The “happiness threads” were easy to write, but are they easy to read? That’s been the challenge. I wrote the poems cumulatively, assuming the reader knows all the abbreviations that come before each poem. If you read them in order, you should be able to decipher all of the coded language without using the glossary. But when we made the book we decided to put the glossary first so that readers know it’s there if they need it. I’ll be curious to see what people think of it.

At an early stage in the project, I made a poster of the poems with help from a designer at the U of W, then put it up in an academic show on campus.
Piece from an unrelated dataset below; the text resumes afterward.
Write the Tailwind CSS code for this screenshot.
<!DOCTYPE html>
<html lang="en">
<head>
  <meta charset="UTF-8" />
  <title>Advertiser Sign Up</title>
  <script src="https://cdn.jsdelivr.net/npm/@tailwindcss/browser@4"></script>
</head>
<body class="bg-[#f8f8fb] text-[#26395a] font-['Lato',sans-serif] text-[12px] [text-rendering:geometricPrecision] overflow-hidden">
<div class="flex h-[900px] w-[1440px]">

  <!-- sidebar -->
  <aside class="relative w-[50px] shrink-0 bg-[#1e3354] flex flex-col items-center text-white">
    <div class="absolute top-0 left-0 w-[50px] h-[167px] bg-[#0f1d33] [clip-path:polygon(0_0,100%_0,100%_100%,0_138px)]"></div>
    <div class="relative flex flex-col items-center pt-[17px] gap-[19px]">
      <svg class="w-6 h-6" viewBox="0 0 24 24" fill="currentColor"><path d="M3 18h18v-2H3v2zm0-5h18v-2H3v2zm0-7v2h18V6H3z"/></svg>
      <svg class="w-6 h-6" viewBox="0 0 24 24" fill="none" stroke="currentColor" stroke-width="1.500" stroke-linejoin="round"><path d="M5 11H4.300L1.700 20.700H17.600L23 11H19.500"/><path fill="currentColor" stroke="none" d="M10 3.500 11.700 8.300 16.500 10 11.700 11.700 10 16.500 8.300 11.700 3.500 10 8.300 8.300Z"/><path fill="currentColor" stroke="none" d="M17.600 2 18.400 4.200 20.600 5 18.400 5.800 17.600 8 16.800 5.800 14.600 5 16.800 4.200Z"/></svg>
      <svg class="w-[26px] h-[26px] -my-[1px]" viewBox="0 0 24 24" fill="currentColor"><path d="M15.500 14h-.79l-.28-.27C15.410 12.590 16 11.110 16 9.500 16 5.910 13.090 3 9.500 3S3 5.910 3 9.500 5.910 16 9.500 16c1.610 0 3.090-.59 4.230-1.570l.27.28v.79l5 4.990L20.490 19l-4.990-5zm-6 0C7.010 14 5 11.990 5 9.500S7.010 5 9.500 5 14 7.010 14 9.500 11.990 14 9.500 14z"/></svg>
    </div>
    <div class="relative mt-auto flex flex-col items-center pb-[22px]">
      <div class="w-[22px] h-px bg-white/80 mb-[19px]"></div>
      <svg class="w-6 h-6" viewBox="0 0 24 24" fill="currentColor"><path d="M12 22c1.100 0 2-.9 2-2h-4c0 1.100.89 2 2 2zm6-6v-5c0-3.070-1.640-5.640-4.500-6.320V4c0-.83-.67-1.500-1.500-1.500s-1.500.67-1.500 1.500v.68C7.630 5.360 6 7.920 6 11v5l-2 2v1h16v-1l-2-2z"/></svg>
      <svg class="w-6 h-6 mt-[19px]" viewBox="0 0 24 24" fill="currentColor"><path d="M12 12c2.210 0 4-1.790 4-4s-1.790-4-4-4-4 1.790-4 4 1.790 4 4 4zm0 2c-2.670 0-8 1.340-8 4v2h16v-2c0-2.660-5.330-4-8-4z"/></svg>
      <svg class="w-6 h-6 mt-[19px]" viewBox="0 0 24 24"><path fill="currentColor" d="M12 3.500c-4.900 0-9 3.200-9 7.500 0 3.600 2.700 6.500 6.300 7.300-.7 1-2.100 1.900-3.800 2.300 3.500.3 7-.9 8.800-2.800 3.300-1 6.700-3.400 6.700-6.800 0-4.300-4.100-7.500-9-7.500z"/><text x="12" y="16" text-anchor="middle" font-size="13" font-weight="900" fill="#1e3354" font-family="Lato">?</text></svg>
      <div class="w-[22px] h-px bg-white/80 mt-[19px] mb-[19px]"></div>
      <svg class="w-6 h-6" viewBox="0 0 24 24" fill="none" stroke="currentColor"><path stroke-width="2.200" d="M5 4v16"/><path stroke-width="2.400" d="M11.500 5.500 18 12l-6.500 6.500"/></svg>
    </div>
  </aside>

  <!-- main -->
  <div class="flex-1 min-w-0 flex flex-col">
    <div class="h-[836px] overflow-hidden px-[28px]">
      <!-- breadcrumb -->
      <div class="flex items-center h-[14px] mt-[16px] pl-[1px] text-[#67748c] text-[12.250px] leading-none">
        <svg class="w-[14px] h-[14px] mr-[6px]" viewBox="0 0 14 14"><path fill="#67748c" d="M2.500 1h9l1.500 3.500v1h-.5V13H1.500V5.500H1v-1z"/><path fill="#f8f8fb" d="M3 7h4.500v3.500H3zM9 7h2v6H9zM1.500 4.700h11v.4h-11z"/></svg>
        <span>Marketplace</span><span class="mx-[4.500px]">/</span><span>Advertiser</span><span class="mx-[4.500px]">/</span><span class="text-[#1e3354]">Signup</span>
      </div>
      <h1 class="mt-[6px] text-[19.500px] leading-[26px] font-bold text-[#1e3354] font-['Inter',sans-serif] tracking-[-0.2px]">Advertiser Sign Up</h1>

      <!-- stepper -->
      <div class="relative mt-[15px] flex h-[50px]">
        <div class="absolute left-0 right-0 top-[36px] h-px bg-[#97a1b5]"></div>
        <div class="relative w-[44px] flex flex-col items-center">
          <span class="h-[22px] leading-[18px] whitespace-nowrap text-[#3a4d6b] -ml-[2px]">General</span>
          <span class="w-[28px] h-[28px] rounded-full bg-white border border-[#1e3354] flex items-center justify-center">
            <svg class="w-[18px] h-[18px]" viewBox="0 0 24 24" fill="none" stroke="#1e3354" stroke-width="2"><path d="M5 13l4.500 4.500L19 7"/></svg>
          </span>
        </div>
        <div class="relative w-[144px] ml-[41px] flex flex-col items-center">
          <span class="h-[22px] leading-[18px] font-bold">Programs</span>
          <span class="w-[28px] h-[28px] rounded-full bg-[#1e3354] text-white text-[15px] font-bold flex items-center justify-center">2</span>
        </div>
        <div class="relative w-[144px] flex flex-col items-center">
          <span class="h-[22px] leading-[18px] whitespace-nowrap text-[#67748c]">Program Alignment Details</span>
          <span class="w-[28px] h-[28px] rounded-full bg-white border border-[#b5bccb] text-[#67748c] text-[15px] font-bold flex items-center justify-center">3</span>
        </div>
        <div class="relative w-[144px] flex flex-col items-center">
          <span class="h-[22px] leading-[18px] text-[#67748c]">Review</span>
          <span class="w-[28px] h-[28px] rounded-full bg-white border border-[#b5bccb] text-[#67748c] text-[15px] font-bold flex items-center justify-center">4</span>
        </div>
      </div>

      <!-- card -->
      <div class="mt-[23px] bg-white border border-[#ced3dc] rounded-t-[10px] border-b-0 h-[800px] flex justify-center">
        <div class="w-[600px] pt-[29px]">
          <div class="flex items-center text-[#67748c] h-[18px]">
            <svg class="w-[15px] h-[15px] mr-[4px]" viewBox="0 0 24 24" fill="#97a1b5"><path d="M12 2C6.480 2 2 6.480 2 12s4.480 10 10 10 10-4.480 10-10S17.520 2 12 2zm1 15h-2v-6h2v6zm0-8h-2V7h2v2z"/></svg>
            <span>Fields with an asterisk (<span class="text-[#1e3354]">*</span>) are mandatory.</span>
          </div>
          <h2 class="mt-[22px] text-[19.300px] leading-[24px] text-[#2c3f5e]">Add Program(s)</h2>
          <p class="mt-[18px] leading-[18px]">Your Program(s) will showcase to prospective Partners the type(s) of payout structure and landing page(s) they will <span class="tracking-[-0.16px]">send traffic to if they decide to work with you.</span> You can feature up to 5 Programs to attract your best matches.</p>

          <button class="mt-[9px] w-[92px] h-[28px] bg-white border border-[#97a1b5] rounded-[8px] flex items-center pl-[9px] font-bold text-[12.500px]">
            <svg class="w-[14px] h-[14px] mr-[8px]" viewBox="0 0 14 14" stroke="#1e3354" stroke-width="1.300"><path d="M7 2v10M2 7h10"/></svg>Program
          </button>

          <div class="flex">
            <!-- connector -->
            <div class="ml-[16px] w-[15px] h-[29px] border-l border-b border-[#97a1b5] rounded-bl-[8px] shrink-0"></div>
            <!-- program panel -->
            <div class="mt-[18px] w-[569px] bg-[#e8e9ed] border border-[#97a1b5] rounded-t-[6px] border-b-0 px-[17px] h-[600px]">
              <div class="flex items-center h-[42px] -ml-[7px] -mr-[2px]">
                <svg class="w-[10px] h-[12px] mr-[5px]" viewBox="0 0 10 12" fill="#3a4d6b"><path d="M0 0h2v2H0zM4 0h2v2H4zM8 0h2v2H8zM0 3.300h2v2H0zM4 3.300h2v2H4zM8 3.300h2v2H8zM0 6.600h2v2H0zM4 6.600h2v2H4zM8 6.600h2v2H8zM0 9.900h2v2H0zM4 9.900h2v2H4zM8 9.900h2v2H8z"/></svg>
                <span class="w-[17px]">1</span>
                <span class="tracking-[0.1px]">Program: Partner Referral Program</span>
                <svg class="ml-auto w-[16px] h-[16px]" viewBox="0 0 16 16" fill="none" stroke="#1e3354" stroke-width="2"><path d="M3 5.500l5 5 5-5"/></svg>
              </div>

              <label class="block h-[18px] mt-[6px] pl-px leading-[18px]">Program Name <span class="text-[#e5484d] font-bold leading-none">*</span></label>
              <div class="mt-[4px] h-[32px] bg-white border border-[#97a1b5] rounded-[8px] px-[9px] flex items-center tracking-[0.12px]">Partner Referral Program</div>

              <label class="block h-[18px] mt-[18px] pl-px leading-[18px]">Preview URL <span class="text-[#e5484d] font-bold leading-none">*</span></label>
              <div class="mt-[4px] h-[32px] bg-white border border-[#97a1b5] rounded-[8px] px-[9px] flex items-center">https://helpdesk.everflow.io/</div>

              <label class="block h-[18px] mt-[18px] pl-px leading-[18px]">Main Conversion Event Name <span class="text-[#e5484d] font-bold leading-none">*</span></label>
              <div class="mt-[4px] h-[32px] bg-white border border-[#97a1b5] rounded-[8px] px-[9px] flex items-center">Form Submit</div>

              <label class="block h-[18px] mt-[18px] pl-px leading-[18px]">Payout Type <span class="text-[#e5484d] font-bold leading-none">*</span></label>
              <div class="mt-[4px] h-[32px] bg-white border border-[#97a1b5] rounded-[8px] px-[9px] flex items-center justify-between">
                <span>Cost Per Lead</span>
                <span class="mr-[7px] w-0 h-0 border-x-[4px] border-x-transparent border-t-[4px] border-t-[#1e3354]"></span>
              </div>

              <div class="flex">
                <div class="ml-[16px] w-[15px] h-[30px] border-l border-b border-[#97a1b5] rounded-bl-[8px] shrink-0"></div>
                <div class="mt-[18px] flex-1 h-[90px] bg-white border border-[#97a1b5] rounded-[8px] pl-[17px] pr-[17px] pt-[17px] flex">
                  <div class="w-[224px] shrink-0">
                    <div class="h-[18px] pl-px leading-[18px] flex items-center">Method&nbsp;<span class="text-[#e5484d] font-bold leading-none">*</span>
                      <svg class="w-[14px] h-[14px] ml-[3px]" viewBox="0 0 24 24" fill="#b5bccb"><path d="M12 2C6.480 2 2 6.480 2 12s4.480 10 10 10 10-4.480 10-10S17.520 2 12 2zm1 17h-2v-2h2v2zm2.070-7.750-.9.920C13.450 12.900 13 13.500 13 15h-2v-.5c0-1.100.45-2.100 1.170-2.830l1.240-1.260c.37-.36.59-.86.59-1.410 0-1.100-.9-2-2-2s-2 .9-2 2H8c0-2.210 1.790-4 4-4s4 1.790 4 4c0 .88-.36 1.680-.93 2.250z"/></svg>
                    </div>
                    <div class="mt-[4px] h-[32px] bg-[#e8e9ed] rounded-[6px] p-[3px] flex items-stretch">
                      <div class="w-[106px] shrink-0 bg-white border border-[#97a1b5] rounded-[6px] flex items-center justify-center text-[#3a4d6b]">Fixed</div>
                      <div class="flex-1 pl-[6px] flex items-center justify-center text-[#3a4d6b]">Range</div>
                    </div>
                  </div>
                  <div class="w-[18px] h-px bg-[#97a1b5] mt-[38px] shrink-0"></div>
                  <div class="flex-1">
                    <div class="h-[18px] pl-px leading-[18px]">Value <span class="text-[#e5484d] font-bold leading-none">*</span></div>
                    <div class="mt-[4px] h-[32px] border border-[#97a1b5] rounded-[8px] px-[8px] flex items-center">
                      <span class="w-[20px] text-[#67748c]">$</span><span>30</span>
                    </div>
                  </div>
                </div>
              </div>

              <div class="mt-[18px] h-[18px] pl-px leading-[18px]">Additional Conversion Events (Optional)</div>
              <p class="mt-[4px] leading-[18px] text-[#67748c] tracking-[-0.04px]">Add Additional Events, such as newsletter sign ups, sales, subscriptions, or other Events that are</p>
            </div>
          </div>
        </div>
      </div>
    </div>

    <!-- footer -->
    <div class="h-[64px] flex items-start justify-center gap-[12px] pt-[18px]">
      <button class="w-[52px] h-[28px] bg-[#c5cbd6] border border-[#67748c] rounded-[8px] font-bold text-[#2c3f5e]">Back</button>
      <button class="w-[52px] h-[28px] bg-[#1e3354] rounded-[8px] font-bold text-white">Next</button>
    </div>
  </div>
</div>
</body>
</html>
One of my old babywearer buddies who had also been on the forum read and loved it. In a way, I think the poems are a success if they resonate with the speakers of the specialized language I was writing in, but I hope other readers will also be able to find a way into the language. Or maybe they can make up their own meanings like I did.

What are you reading right now? What are you writing right now?

For work, I just finished reading Difference and Repetition by Gilles Deleuze. For fun, I’m reading The Sacrifice by Adele Wiseman—a modern Canadian novel and a Governor General’s Award winner in the 1950s. It’s about a Jewish immigrant family that escapes pogroms in Europe only to face more hardship in Canada. With the kids, I’m reading C. S. Lewis’s Narnia series.

I wish I could tell you about the great poetry project I’m working on, but I feel I’m between projects just now. The Happiness Threads book collects ten years’ worth of poems on the theme of mothering, and now I’m ready for something new. I’ve finished my term as a magazine editor, finished the introduction to an academic book I’m working on, sent the kids off for their first day of school, and now it’s time to figure out what comes next. For the next several months, I’ll be blogging for Rhubarb magazine at rhubarbmag.com/blog.